BART When San Francisco's metro system, the Bay Area Rapid Transit or BART, was launched, the city offered a prize for the best advertising slogan. The winner?

HUMPHREY GO BART !


The other winner in 2000 was James Heckman of the University of Chicago. Amongst other things, he designed statistical methods to evaluate the effect of job-market training programmes and employment subsidies, and how the length of unemployment affects an individual's chances of subsequently getting a job. "I'm honoured and flattered," said Heckman, 56, who confessed he did not know which of his works won him the prize. Bertil Holmlund of Uppsala University, a member of the Nobel prize committee, told a news conference in Stockholm: "Heckman has improved our understanding of the labour market and salaries. He is at the forefront of our understanding of the welfare system in the U.S."

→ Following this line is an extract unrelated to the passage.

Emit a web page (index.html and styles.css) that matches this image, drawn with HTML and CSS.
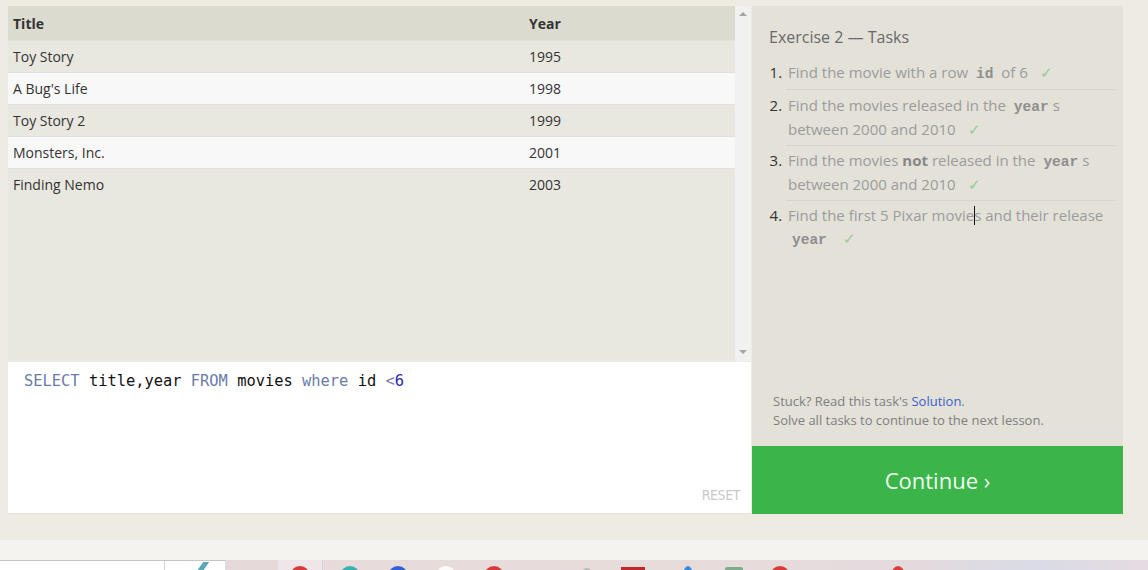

Heckman and McFadden have been friends and colleagues for years and saw each other as recently as last month. "I am very honoured to share the prize with him," Heckman said. "He was never my teacher in the classroom, but in life he taught me a lot. So much of my work is based on his models."

Sources: www.yahoo.com/news, www.bbc.co.uk

QUESTIONS FOR DISCUSSION
  1. For further information about this year's Nobel Prize winners in Economics, please go to www.harrisschool.uchicago.edu/faculty/fac_heckman.html (James Heckman) and www.elsa.berkely.edu/users/mcfadden/index.html (Daniel McFadden).
  2. Why do you believe that James Heckman and Daniel McFadden were worthy of winning the 2000 Nobel Prize in Economics?